[What is required] Print exactly the lines from the first one down to the line containing "title: 'smb_share', rows: [['Storage", both ends included, with no pictures and nothing else.

────

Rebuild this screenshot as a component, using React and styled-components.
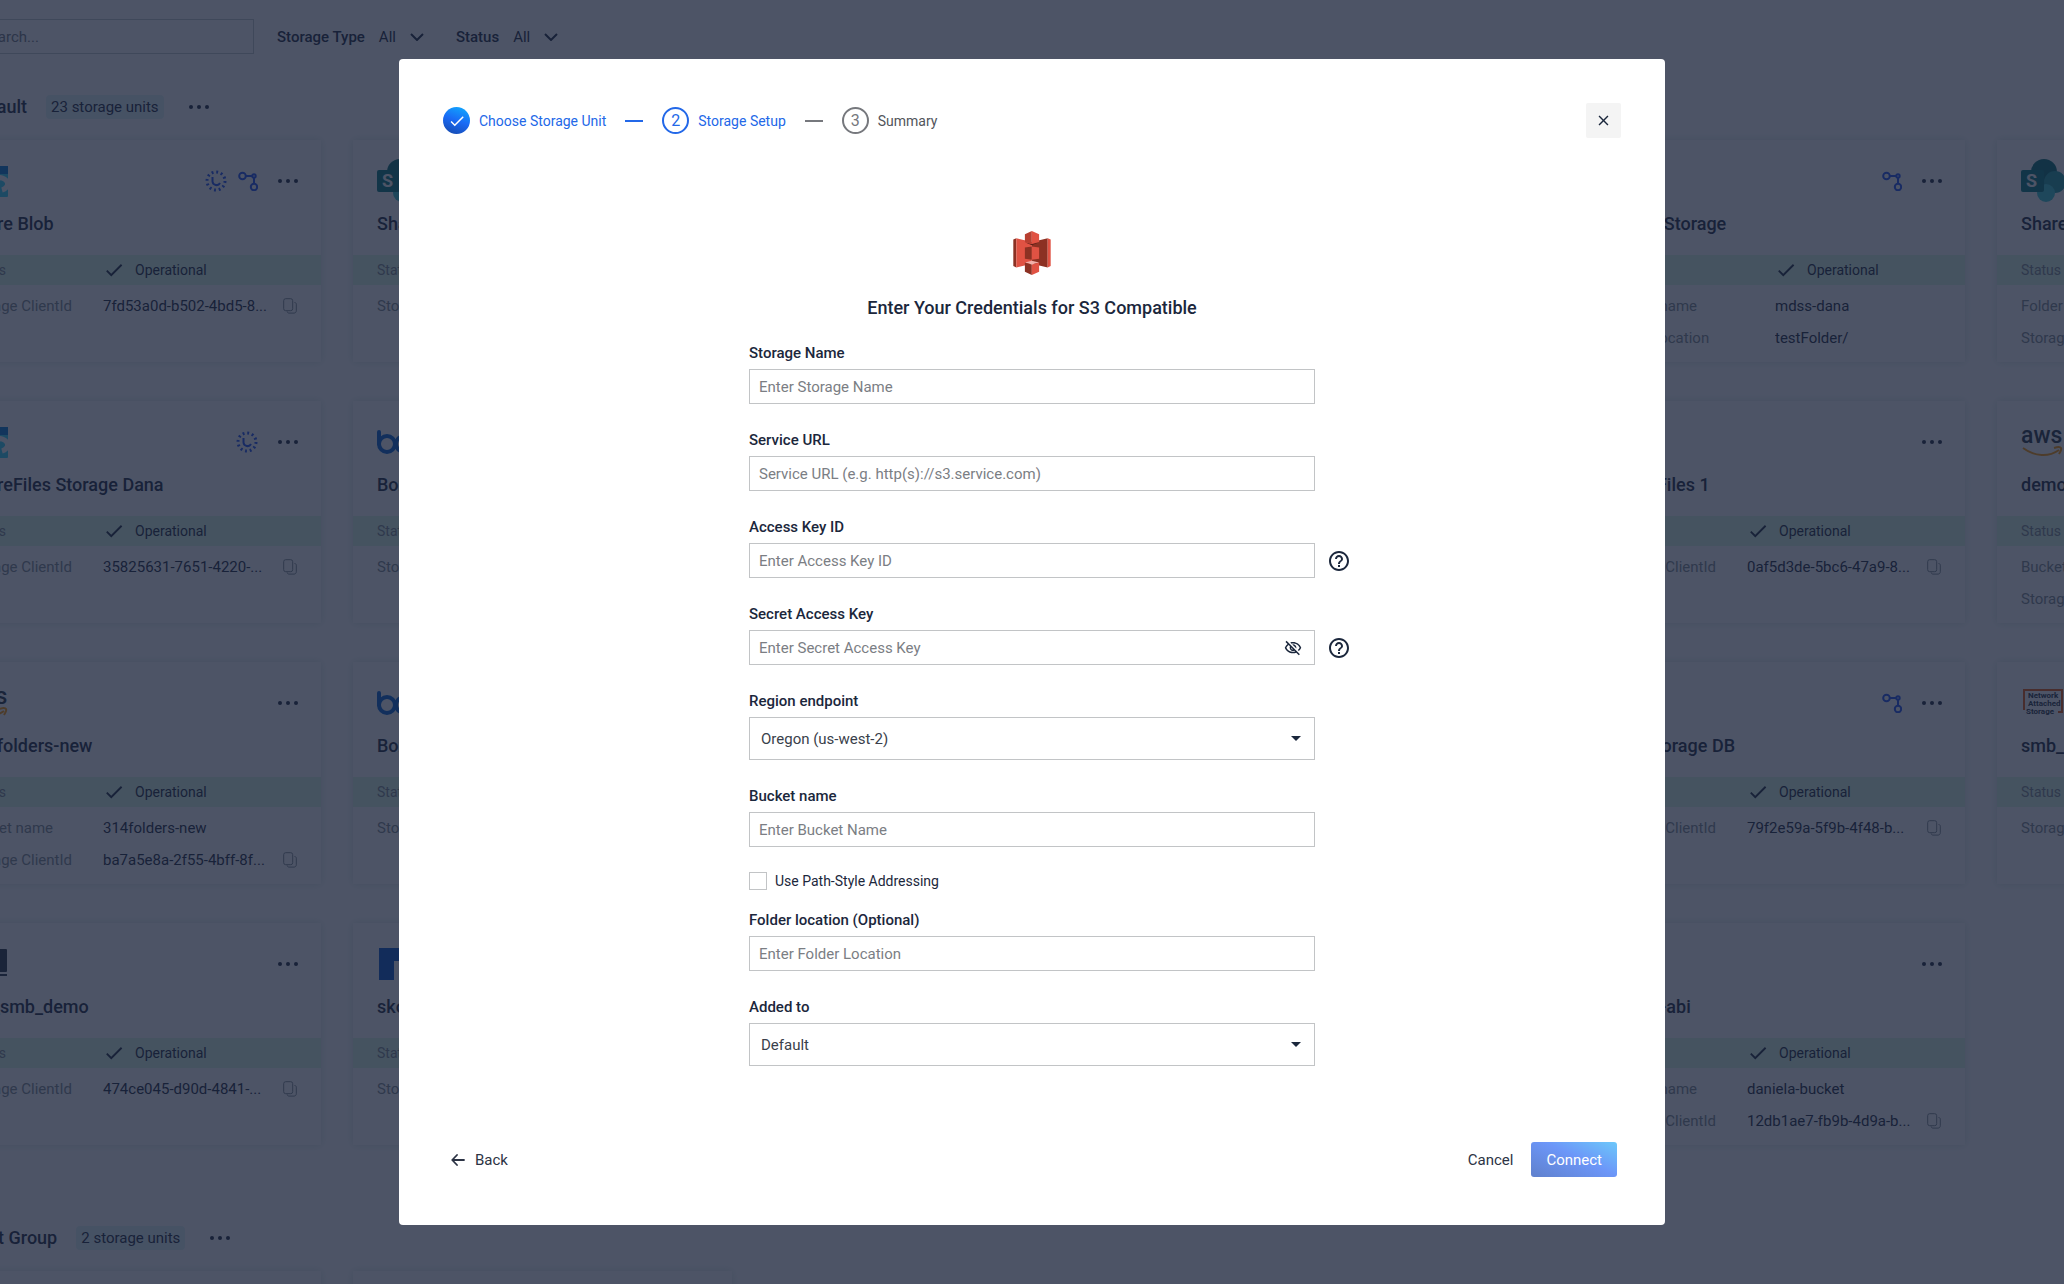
import React, { useState } from 'react';
import styled, { createGlobalStyle, css } from 'styled-components';
import { MdCheck, MdClose, MdHelpOutline, MdOutlineVisibilityOff, MdOutlineVisibility, MdArrowDropDown } from 'react-icons/md';

const cards = [
  { logo: 'azure', title: 'Azure Blob', icons: ['sync', 'flow'], rows: [['Storage ClientId', '7fd53a0d-b502-4bd5-8...', true]] },
  { logo: 'sharepoint', title: 'SharePoint', rows: [['Storage ClientId', '']] },
  null,
  null,
  { title: 'MDSS Storage', icons: ['flow'], wide: true, rows: [['Bucket name', 'mdss-dana'], ['Folder location', 'testFolder/']] },
  { logo: 'sharepoint', title: 'SharePoint', rows: [['Folder location', ''], ['Storage ClientId', '']] },

  { logo: 'azure', title: 'AzureFiles Storage Dana', icons: ['sync'], rows: [['Storage ClientId', '35825631-7651-4220-...', true]] },
  { logo: 'box', title: 'Box', rows: [['Storage ClientId', '']] },
  null,
  null,
  { title: 'AzureFiles 1', rows: [['Storage ClientId', '0af5d3de-5bc6-47a9-8...', true]] },
  { logo: 'aws', title: 'demo', rows: [['Bucket name', ''], ['Storage ClientId', '']] },

  { logo: 'aws', title: '314folders-new', rows: [['Bucket name', '314folders-new'], ['Storage ClientId', 'ba7a5e8a-2f55-4bff-8f...', true]] },
  { logo: 'box', title: 'Box', rows: [['Storage ClientId', '']] },
  null,
  null,
  { title: 'Box Storage DB', icons: ['flow'], rows: [['Storage ClientId', '79f2e59a-5f9b-4f48-b...', true]] },
  { logo: 'nas', title: 'smb_share', rows: [['Storage ClientId', '']] },

  { logo: 'smb', title: 'fs1_smb_demo', rows: [['Storage ClientId', '474ce045-d90d-4841-...', true]] },
  { logo: 'block', title: 'skodata', rows: [['Storage ClientId', '']] },
  null,
  null,
  { title: 'aws-D-abi', rows: [['Bucket name', 'daniela-bucket'], ['Storage ClientId', '12db1ae7-fb9b-4d9a-b...', true]] },
];

const Dots = () => (
  <svg width="20" height="6" viewBox="0 0 20 6" fill="currentColor">
    <circle cx="2" cy="3" r="2" />
    <circle cx="10" cy="3" r="2" />
    <circle cx="18" cy="3" r="2" />
  </svg>
);

const Chevron = () => (
  <svg width="14" height="8" viewBox="0 0 14 8" fill="none" stroke="currentColor" strokeWidth="2">
    <path d="M1 1l6 6 6-6" />
  </svg>
);

const SyncIcon = () => (
  <svg width="22" height="22" viewBox="0 0 22 22" fill="none" stroke="#1d4ff0" strokeWidth="2">
    <circle cx="11" cy="11" r="9" strokeDasharray="1.9 2.81" strokeWidth="3" />
    <path d="M7.500 7v4.500a4 4 0 0 0 7.500 1.500" />
  </svg>
);

const FlowIcon = () => (
  <svg width="20" height="20" viewBox="0 0 20 20" fill="none" stroke="#1d4ff0" strokeWidth="2">
    <circle cx="4.500" cy="5" r="3.300" />
    <circle cx="16" cy="16" r="3.200" />
    <circle cx="16" cy="5" r="1.700" />
    <path d="M8 5h6.500M16 7v6" />
  </svg>
);

const CopyIcon = () => (
  <svg width="14" height="16" viewBox="0 0 14 16" fill="none" stroke="currentColor">
    <rect x="0.700" y="0.700" width="9" height="12" rx="2" />
    <path d="M11.500 4.500c1 0 1.800.6 1.800 1.600v6.700c0 1.300-.9 2.300-2.200 2.300H6c-1 0-1.800-.7-1.800-1.700" />
  </svg>
);

const ArrowLeft = () => (
  <svg width="14" height="12" viewBox="0 0 14 12" fill="none" stroke="currentColor" strokeWidth="1.800" strokeLinecap="round" strokeLinejoin="round">
    <path d="M13 6H1.500M6 1L1.200 6 6 11" />
  </svg>
);

const S3Logo = () => (
  <svg width="38" height="44" viewBox="0 0 113 133">
    <path fill="#8c3123" d="M0 26l9-4v88l-9-4z" />
    <path fill="#e05243" d="M9 22l47 11v66L9 110z" />
    <path fill="#8c3123" d="M104 22L56 33v66l48 11z" />
    <path fill="#e05243" d="M104 22l9 4v80l-9 4z" />
    <path fill="#5e1f18" d="M35 34l21 5 22-5-22 9z" />
    <path fill="#b83f31" d="M35 10L56 0v39l-21-6z" />
    <path fill="#e05243" d="M56 0l22 10v23l-22 6z" />
    <path fill="#8c3123" d="M35 50l21-3v40l-21-3z" />
    <path fill="#e05243" d="M56 47l22 3v34l-22 3z" />
    <path fill="#f2b0a9" d="M35 95l21-5 22 5-22 6z" />
    <path fill="#8c3123" d="M35 95l21 6v32l-21-10z" />
    <path fill="#e05243" d="M56 101l22-6v28l-22 10z" />
  </svg>
);

const logos = {
  azure: (
    <svg width="42" height="42" viewBox="0 0 42 42">
      <rect y="6" width="42" height="31" rx="1" fill="#32d4f5" />
      <path d="M0 6h42v8H0z" fill="#0078d4" />
      <path d="M30 18a8 6 0 0 1 6 12" fill="none" stroke="#fff" strokeWidth="5" />
    </svg>
  ),
  sharepoint: (
    <svg width="48" height="44" viewBox="0 0 48 44">
      <circle cx="23" cy="13" r="13" fill="#036c70" />
      <circle cx="34" cy="23" r="11" fill="#1a9ba1" />
      <circle cx="25" cy="34" r="9" fill="#37c6d0" />
      <rect y="11" width="23" height="22" rx="2" fill="#03787c" />
      <text x="5" y="28" fontSize="18" fontWeight="700" fill="#fff">S</text>
    </svg>
  ),
  box: (
    <svg width="44" height="24" viewBox="0 0 44 24" fill="none" stroke="#0061d5" strokeWidth="4">
      <path d="M2 2v12" strokeLinecap="round" />
      <circle cx="10" cy="14" r="8" />
      <circle cx="27" cy="14" r="8" />
    </svg>
  ),
  aws: (
    <svg width="44" height="34" viewBox="0 0 44 34">
      <text x="0" y="18" fontSize="23" fontWeight="500" fill="#252f3e">aws</text>
      <path d="M2 23c12 9 26 9 36 2M33 23c3-1 6-2 7 0s-1 4-2 6" fill="none" stroke="#ff9900" strokeWidth="2" />
    </svg>
  ),
  nas: (
    <svg width="44" height="30" viewBox="0 0 44 30" fontSize="8" fontWeight="700" fill="#252f3e">
      <path d="M3 22V2h38v22h-4" fill="none" stroke="#e8590c" strokeWidth="2" />
      <text x="7" y="10">Network</text>
      <text x="7" y="18">Attached</text>
      <text x="5" y="26">Storage</text>
    </svg>
  ),
  smb: (
    <svg width="42" height="30" viewBox="0 0 42 30" fill="#252f3e">
      <rect width="41" height="23" rx="1" />
      <rect y="25" width="41" height="2" />
    </svg>
  ),
  block: (
    <svg width="40" height="32" viewBox="0 0 40 32">
      <rect x="2" width="38" height="32" fill="#0052cc" />
      <path d="M17 32V13h12v19z" fill="#fff" />
    </svg>
  ),
};

function StorageCard({ card }) {
  if (!card) return <CardBox />;

  return (
    <CardBox>
      <CardTop>
        <Logo>{logos[card.logo]}</Logo>
        {card.icons && (
          <StateIcons>
            {card.icons.map(icon => icon === 'sync' ? <SyncIcon key={icon} /> : <FlowIcon key={icon} />)}
          </StateIcons>
        )}
        <IconButton aria-label="Storage menu"><Dots /></IconButton>
      </CardTop>
      <CardTitle>{card.title}</CardTitle>
      <StatusBand $wide={card.wide}>
        <span>Status</span>
        <Operational><MdCheck size={22} />Operational</Operational>
      </StatusBand>
      {card.rows.map(([label, value, copy]) => (
        <CardRow key={label} $wide={card.wide}>
          <span>{label}</span>
          <Value>{value}</Value>
          {copy && <CopyIcon />}
        </CardRow>
      ))}
    </CardBox>
  );
}

function TextField({ id, label, help, secret, ...rest }) {
  const [hidden, setHidden] = useState(true);

  return (
    <Field>
      <Label htmlFor={id}>{label}</Label>
      <FieldRow>
        <InputBox>
          <Input id={id} type={secret && hidden ? 'password' : 'text'} {...rest} />
          {secret && (
            <IconButton type="button" aria-label="Show key" onClick={() => setHidden(!hidden)}>
              {hidden ? <MdOutlineVisibilityOff size={18} /> : <MdOutlineVisibility size={18} />}
            </IconButton>
          )}
        </InputBox>
        {help && <HelpButton type="button" aria-label="Help"><MdHelpOutline size={24} /></HelpButton>}
      </FieldRow>
    </Field>
  );
}

function SelectField({ id, label, option }) {
  return (
    <Field>
      <Label htmlFor={id}>{label}</Label>
      <SelectBox>
        <Select id={id}>
          <option>{option}</option>
        </Select>
        <MdArrowDropDown size={24} />
      </SelectBox>
    </Field>
  );
}

export default function App() {
  const [pathStyle, setPathStyle] = useState(false);

  return (
    <Screen>
      <GlobalStyle />
      <Page>
        <Toolbar>
          <Search type="search" aria-label="Search" placeholder="Search..." />
          <Filter><b>Storage Type</b>All<Chevron /></Filter>
          <Filter><b>Status</b>All<Chevron /></Filter>
        </Toolbar>
        <GroupHeader>
          <h2>Default</h2>
          <Badge>23 storage units</Badge>
          <IconButton aria-label="Group menu"><Dots /></IconButton>
        </GroupHeader>
        <Cards>
          {cards.map((card, i) => <StorageCard key={i} card={card} />)}
        </Cards>
        <GroupHeader>
          <h2>Test Group</h2>
          <Badge>2 storage units</Badge>
          <IconButton aria-label="Group menu"><Dots /></IconButton>
        </GroupHeader>
        <Cards>
          <StorageCard />
          <StorageCard />
        </Cards>
      </Page>

      <Overlay>
        <Modal role="dialog" aria-modal="true" aria-labelledby="modal-title">
          <ModalHeader>
            <Steps>
              <Step $state="done"><i><MdCheck size={18} /></i>Choose Storage Unit</Step>
              <Dash $active />
              <Step $state="active"><i>2</i>Storage Setup</Step>
              <Dash />
              <Step><i>3</i>Summary</Step>
            </Steps>
            <CloseButton aria-label="Close"><MdClose size={17} /></CloseButton>
          </ModalHeader>

          <Form onSubmit={e => e.preventDefault()}>
            <Intro>
              <S3Logo />
              <h1 id="modal-title">Enter Your Credentials for S3 Compatible</h1>
            </Intro>
            <TextField id="name" label="Storage Name" placeholder="Enter Storage Name" />
            <TextField id="url" label="Service URL" placeholder="Service URL (e.g. http(s)://s3.service.com)" />
            <TextField id="access" label="Access Key ID" placeholder="Enter Access Key ID" help />
            <TextField id="secret" label="Secret Access Key" placeholder="Enter Secret Access Key" help secret />
            <SelectField id="region" label="Region endpoint" option="Oregon (us-west-2)" />
            <TextField id="bucket" label="Bucket name" placeholder="Enter Bucket Name" />
            <CheckLabel>
              <input type="checkbox" checked={pathStyle} onChange={e => setPathStyle(e.target.checked)} />
              Use Path-Style Addressing
            </CheckLabel>
            <TextField id="folder" label="Folder location (Optional)" placeholder="Enter Folder Location" />
            <SelectField id="group" label="Added to" option="Default" />
          </Form>

          <ModalFooter>
            <TextButton><ArrowLeft />Back</TextButton>
            <Actions>
              <TextButton>Cancel</TextButton>
              <ConnectButton disabled>Connect</ConnectButton>
            </Actions>
          </ModalFooter>
        </Modal>
      </Overlay>
    </Screen>
  );
}

const GlobalStyle = createGlobalStyle`
  * {
    box-sizing: border-box;
  }

  body {
    margin: 0;
    font-family: Roboto, "Liberation Sans", sans-serif;
    font-size: 15px;
    line-height: 20px;
    color: #1b273c;
  }

  button, input, select {
    font: inherit;
    color: inherit;
  }

  h1, h2, h3 {
    margin: 0;
    font-size: 18px;
    line-height: 24px;
    font-weight: 500;
  }

  svg {
    display: block;
    flex: none;
  }
`

const Screen = styled.div`
  position: relative;
  height: 100vh;
  overflow: hidden;
  background-color: #fff;
`

/* the list is scrolled a little to the right behind the dialog */
const Page = styled.div`
  width: calc(100% + 370px);
  margin-left: -58px;
  padding-top: 19px;
`

const Toolbar = styled.div`
  display: flex;
  align-items: center;
  padding-left: 24px;
`

const Search = styled.input`
  width: 288px;
  height: 35px;
  margin-right: 23px;
  padding: 0 14px;
  border: 1px solid #c4c9cc;
  background: none;

  &::placeholder {
    color: #707880;
  }
`

const Filter = styled.div`
  display: flex;
  align-items: center;
  gap: 14px;
  margin-right: 32px;

  b {
    font-weight: 500;
  }
`

const GroupHeader = styled.div`
  display: flex;
  align-items: center;
  margin: 41px 0 21px 27px;
`

const Badge = styled.span`
  margin: 0 25px 0 19px;
  padding: 2px 5px;
  border-radius: 4px;
  background-color: #e2f4f4;
`

const Cards = styled.div`
  display: grid;
  grid-template-columns: repeat(6, minmax(0, 1fr));
  column-gap: 32px;
  row-gap: 39px;

  & + ${GroupHeader} {
    margin-top: 81px;
  }
`

const CardBox = styled.div`
  min-height: 222px;
  padding-top: 20px;
  box-shadow: 0 0 8px rgba(60, 130, 120, .22);
`

const CardTop = styled.div`
  display: flex;
  align-items: center;
  height: 42px;
  padding: 0 23px 0 24px;
`

const Logo = styled.div`
  flex: 1;
`

const StateIcons = styled.div`
  display: flex;
  align-items: center;
  gap: 11px;
  margin-right: 20px;
`

const IconButton = styled.button`
  padding: 0;
  border: none;
  background: none;
  cursor: pointer;
`

const CardTitle = styled.h3`
  margin: 10px 24px 19px;
`

const CardRow = styled.div`
  display: grid;
  grid-template-columns: ${({ $wide }) => $wide ? '165px' : '137px'} minmax(0, 168px) 14px;
  justify-content: start;
  align-items: center;
  height: 32px;
  padding: 0 24px;
  color: #7f8a90;

  svg {
    margin-left: 12px;
  }
`

const StatusBand = styled(CardRow)`
  height: 30px;
  margin-bottom: 5px;
  background-color: #dcf9e4;
  font-size: 14px;
`

const Operational = styled.span`
  display: flex;
  align-items: center;
  gap: 10px;
  color: #1b273c;

  svg {
    margin: 0;
  }
`

const Value = styled.span`
  overflow: hidden;
  white-space: nowrap;
  text-overflow: ellipsis;
  color: #1b273c;
`

const Overlay = styled.div`
  position: absolute;
  inset: 0;
  display: flex;
  align-items: center;
  justify-content: center;
  background-color: rgba(24, 32, 56, .77);
`

const Modal = styled.section`
  width: 92%;
  max-width: 1266px;
  border-radius: 4px;
  background-color: #fff;
`

const ModalHeader = styled.header`
  display: flex;
  align-items: center;
  justify-content: space-between;
  padding: 44px 44px 0;
`

const Steps = styled.div`
  display: flex;
  align-items: center;
  gap: 19px;
  font-size: 14px;
`

const Step = styled.div`
  display: flex;
  align-items: center;
  gap: 9px;
  color: #51545a;

  i {
    display: flex;
    align-items: center;
    justify-content: center;
    width: 27px;
    height: 27px;
    border: 2px solid #76787d;
    border-radius: 50%;
    font-style: normal;
    font-size: 16px;
    color: #76787d;
  }

  ${({ $state }) => $state && css`
    color: #2368e8;

    i {
      border-color: #2368e8;
      color: #2368e8;
    }
  `}

  ${({ $state }) => $state === 'done' && css`
    i {
      border: none;
      background: linear-gradient(200deg, #0fb0ff, #1a6af5 50%, #1647a8);
      color: #fff;
    }
  `}
`

const Dash = styled.span`
  width: 18px;
  height: 2px;
  background-color: ${({ $active }) => $active ? '#2368e8' : '#76787d'};
`

const CloseButton = styled.button`
  display: flex;
  align-items: center;
  justify-content: center;
  width: 35px;
  height: 35px;
  padding: 0;
  border: none;
  border-radius: 2px;
  background-color: #f4f4f4;
  cursor: pointer;
`

const Form = styled.form`
  width: 566px;
  max-width: 80%;
  margin: 93px auto 76px;
`

const Intro = styled.div`
  display: flex;
  flex-direction: column;
  align-items: center;
  gap: 21px;
  margin-bottom: 23px;
`

const Field = styled.div`
  & + & {
    margin-top: 26px;
  }
`

const Label = styled.label`
  display: block;
  margin-bottom: 6px;
  font-weight: 500;
`

const FieldRow = styled.div`
  display: flex;
  align-items: center;
`

const InputBox = styled.div`
  display: flex;
  flex: 1;
  align-items: center;
  height: 35px;
  padding-right: 12px;
  border: 1px solid #c2c4c6;
`

const Input = styled.input`
  flex: 1;
  min-width: 0;
  height: 33px;
  padding: 0 9px;
  border: none;
  outline: none;
  background: none;

  &::placeholder {
    color: #7b7e84;
    opacity: 1;
  }
`

/* hangs in the margin so that every input keeps the same width */
const HelpButton = styled(IconButton)`
  margin: 0 -36px 0 12px;
`

const SelectBox = styled.div`
  position: relative;

  svg {
    position: absolute;
    top: 9px;
    right: 7px;
    pointer-events: none;
  }
`

const Select = styled.select`
  display: block;
  width: 100%;
  height: 43px;
  padding: 0 11px;
  border: 1px solid #c2c4c6;
  border-radius: 0;
  background: none;
  appearance: none;
  color: #3a3f4b;
`

const CheckLabel = styled.label`
  display: flex;
  align-items: center;
  gap: 8px;
  height: 18px;
  margin: 25px 0 20px;
  font-size: 14px;

  input {
    width: 18px;
    height: 18px;
    margin: 0;
    border: 1px solid #c2c4c6;
    appearance: none;

    &:checked {
      background-color: #2368e8;
    }
  }
`

const ModalFooter = styled.footer`
  display: flex;
  align-items: center;
  justify-content: space-between;
  padding: 0 48px 48px 52px;
`

const Actions = styled.div`
  display: flex;
  gap: 18px;
`

const TextButton = styled.button`
  display: flex;
  align-items: center;
  gap: 10px;
  padding: 0;
  border: none;
  background: none;
  color: #2c3344;
  cursor: pointer;
`

const ConnectButton = styled.button`
  height: 35px;
  padding: 0 15px;
  border: none;
  border-radius: 3px;
  background: linear-gradient(25deg, #5f80cc, #6c96f8 55%, #6cc8fa);
  color: #fff;
`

────

[Reply]
Rebuild this screenshot as a component, using React and styled-components.
import React, { useState } from 'react';
import styled, { createGlobalStyle, css } from 'styled-components';
import { MdCheck, MdClose, MdHelpOutline, MdOutlineVisibilityOff, MdOutlineVisibility, MdArrowDropDown } from 'react-icons/md';

const cards = [
  { logo: 'azure', title: 'Azure Blob', icons: ['sync', 'flow'], rows: [['Storage ClientId', '7fd53a0d-b502-4bd5-8...', true]] },
  { logo: 'sharepoint', title: 'SharePoint', rows: [['Storage ClientId', '']] },
  null,
  null,
  { title: 'MDSS Storage', icons: ['flow'], wide: true, rows: [['Bucket name', 'mdss-dana'], ['Folder location', 'testFolder/']] },
  { logo: 'sharepoint', title: 'SharePoint', rows: [['Folder location', ''], ['Storage ClientId', '']] },

  { logo: 'azure', title: 'AzureFiles Storage Dana', icons: ['sync'], rows: [['Storage ClientId', '35825631-7651-4220-...', true]] },
  { logo: 'box', title: 'Box', rows: [['Storage ClientId', '']] },
  null,
  null,
  { title: 'AzureFiles 1', rows: [['Storage ClientId', '0af5d3de-5bc6-47a9-8...', true]] },
  { logo: 'aws', title: 'demo', rows: [['Bucket name', ''], ['Storage ClientId', '']] },

  { logo: 'aws', title: '314folders-new', rows: [['Bucket name', '314folders-new'], ['Storage ClientId', 'ba7a5e8a-2f55-4bff-8f...', true]] },
  { logo: 'box', title: 'Box', rows: [['Storage ClientId', '']] },
  null,
  null,
  { title: 'Box Storage DB', icons: ['flow'], rows: [['Storage ClientId', '79f2e59a-5f9b-4f48-b...', true]] },
  { logo: 'nas', title: 'smb_share', rows: [['Storage ClientId', '']] },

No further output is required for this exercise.